(begin)
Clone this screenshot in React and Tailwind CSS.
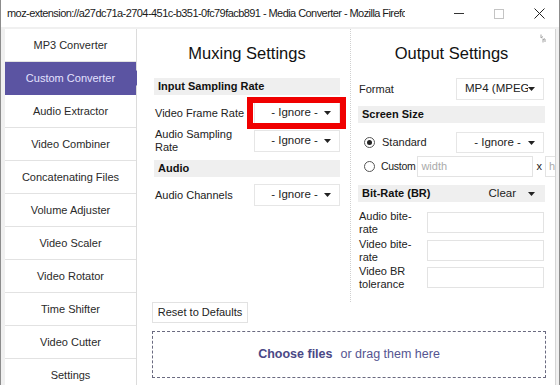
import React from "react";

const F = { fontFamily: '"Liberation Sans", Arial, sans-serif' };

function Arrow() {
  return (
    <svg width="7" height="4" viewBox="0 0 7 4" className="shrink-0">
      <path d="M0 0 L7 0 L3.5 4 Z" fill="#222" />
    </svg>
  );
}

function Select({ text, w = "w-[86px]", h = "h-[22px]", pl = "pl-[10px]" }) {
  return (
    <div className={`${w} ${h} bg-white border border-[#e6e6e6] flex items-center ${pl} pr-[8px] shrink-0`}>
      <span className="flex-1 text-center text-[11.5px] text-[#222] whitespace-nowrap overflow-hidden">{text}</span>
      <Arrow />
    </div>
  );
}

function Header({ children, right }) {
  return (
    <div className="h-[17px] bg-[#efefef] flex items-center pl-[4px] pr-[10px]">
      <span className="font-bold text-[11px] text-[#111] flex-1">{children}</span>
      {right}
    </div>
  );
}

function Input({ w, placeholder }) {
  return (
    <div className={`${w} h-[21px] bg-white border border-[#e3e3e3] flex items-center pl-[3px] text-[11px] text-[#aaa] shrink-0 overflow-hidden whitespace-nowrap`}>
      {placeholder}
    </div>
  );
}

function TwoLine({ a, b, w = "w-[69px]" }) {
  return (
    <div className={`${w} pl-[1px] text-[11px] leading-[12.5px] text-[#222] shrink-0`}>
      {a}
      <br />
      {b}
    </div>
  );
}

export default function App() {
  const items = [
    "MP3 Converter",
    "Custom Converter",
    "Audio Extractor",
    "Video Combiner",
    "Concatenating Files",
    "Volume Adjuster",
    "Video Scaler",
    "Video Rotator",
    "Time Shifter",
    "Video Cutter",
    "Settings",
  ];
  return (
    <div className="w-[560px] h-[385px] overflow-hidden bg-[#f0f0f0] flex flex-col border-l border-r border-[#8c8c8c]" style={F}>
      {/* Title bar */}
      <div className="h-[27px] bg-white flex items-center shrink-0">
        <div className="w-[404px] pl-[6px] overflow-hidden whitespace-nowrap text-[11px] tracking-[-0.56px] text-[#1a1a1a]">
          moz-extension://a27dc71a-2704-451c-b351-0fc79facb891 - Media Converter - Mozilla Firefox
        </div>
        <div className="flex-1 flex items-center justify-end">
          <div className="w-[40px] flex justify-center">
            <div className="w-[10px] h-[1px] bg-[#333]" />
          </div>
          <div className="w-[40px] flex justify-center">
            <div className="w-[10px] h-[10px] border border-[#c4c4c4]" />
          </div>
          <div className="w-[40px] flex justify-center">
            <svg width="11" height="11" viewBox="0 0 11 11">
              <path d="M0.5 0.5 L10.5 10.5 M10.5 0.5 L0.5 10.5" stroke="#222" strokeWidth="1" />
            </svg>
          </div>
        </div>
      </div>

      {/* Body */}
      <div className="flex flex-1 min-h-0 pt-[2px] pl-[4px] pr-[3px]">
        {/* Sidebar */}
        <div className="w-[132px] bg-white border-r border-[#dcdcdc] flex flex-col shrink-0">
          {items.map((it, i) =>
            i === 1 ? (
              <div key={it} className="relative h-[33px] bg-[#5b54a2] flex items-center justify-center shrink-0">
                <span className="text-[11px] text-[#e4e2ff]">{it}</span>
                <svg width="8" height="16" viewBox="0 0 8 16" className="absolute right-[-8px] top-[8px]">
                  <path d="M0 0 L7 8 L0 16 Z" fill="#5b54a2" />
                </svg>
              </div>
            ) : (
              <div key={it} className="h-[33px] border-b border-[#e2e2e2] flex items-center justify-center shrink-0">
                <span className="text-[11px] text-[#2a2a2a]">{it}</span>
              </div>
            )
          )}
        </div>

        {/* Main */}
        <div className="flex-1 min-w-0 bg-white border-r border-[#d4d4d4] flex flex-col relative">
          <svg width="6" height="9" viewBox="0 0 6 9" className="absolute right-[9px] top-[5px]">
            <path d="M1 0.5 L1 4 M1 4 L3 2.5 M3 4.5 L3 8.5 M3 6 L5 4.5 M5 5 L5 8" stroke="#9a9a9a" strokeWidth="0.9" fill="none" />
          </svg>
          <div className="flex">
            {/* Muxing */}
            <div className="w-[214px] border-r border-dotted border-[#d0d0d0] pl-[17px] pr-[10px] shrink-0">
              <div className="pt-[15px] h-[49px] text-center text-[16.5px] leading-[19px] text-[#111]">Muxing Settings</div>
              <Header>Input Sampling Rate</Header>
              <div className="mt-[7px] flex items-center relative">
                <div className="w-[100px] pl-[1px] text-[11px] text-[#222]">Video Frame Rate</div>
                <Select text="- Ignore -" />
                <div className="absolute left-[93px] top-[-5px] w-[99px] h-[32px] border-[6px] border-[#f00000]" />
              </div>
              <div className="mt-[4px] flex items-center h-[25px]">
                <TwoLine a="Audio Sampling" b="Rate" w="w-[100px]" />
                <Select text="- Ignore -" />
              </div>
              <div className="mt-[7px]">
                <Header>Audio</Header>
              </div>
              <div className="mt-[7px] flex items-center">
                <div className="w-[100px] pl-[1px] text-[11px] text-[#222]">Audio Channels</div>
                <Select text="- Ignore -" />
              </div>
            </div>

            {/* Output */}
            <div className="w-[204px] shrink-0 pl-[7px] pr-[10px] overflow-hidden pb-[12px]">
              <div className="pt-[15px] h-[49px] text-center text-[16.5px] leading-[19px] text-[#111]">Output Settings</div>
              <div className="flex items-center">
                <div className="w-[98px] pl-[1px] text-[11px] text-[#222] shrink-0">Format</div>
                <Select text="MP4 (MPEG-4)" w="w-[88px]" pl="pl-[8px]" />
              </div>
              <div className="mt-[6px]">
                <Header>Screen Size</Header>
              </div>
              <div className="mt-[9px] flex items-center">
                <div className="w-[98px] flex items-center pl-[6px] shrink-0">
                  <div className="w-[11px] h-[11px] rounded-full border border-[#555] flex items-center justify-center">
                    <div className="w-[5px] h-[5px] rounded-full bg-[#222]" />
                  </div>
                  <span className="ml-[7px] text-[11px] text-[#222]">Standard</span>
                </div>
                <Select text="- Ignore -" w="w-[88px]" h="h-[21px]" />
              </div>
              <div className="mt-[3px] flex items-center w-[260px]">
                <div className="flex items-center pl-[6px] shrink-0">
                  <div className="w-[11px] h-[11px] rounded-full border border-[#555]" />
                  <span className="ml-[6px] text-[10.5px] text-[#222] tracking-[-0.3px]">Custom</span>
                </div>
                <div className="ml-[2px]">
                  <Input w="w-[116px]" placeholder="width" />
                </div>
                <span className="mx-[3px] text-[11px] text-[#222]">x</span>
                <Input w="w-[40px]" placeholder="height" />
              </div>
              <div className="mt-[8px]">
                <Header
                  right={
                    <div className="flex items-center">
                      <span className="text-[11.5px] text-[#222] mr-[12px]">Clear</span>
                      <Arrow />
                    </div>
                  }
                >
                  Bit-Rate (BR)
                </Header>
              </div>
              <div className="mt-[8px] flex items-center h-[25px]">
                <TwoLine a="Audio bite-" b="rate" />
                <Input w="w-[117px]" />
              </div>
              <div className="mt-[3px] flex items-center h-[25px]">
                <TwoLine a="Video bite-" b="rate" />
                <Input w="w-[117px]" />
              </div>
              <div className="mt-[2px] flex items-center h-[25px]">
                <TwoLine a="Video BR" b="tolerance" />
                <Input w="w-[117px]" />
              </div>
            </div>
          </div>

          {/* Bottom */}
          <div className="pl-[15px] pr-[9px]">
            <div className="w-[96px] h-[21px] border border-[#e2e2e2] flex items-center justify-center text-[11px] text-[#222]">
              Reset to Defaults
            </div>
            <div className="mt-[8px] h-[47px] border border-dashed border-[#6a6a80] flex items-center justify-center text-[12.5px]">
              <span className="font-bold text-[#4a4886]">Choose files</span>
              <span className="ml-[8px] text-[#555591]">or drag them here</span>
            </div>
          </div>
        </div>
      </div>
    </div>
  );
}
(end)
*EXERCISE DETAILS:* Tally every line of the listing that holds the string "React", then give the number by itself.

*FINAL RESULT:* 2